---------- DATA SECTION ----------
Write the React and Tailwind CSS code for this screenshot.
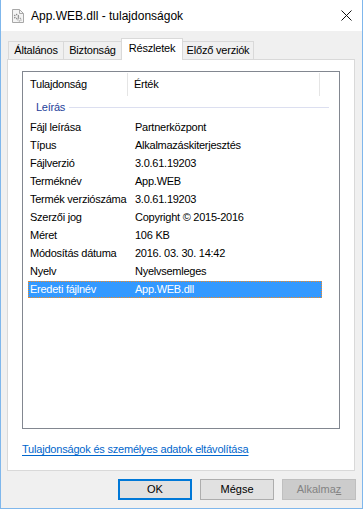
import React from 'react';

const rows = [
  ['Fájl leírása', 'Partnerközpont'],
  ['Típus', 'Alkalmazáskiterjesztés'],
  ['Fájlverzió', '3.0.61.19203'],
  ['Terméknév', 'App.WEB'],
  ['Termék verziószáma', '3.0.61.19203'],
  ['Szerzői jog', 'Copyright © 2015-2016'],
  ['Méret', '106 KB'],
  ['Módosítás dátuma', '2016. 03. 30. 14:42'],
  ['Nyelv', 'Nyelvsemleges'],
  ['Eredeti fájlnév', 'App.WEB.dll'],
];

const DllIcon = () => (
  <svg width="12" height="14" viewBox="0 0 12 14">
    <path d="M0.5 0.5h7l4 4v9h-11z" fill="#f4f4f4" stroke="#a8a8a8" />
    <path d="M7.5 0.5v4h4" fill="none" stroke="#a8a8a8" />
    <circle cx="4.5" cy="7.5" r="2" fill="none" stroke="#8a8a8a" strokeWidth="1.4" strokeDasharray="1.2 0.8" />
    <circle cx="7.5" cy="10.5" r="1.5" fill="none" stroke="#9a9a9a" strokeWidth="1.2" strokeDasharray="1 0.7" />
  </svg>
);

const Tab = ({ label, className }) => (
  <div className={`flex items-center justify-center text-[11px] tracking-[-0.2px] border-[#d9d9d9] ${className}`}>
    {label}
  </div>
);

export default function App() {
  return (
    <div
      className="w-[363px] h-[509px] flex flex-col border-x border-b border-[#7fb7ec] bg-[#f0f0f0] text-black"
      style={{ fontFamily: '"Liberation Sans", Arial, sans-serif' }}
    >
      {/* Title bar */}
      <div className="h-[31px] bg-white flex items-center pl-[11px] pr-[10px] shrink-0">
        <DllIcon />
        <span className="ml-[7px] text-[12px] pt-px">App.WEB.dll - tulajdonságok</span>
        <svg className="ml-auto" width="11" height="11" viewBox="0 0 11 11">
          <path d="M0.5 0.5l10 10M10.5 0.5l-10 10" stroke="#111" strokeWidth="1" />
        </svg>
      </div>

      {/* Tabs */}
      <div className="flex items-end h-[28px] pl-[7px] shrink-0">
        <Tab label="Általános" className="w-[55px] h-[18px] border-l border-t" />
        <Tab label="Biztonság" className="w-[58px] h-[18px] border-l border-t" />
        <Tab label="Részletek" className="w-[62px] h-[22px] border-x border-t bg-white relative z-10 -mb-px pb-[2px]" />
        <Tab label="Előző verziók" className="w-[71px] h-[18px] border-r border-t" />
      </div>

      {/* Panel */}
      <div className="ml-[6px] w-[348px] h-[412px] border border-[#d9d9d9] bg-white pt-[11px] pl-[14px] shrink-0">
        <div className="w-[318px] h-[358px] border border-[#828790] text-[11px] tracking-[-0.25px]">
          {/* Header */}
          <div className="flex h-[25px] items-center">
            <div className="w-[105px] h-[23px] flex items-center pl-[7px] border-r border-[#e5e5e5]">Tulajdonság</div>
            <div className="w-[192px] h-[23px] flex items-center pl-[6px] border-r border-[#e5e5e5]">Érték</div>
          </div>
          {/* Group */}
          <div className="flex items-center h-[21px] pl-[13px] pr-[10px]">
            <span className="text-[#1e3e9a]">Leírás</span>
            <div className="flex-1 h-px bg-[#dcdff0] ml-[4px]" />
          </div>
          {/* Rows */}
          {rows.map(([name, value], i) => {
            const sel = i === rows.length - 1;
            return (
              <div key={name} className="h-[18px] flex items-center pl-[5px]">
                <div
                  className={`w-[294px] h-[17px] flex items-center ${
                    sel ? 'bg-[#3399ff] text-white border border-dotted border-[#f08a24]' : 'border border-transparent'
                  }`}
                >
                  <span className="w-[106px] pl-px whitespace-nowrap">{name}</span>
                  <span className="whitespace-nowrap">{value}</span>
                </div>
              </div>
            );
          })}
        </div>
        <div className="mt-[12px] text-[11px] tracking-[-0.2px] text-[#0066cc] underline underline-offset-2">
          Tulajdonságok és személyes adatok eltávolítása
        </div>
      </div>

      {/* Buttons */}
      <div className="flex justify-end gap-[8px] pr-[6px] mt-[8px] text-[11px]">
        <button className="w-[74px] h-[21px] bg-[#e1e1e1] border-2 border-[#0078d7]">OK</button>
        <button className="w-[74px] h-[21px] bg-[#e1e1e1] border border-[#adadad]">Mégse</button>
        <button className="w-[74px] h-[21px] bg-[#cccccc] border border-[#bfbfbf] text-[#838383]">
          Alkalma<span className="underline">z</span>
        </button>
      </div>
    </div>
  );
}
----------
REQUIRED WORK:
Please repeat exactly the data above from its first line to the line that contains "import React from 'react';", inclusive, and leave every picture out.

THE COMPLETED TASK:
Write the React and Tailwind CSS code for this screenshot.
import React from 'react';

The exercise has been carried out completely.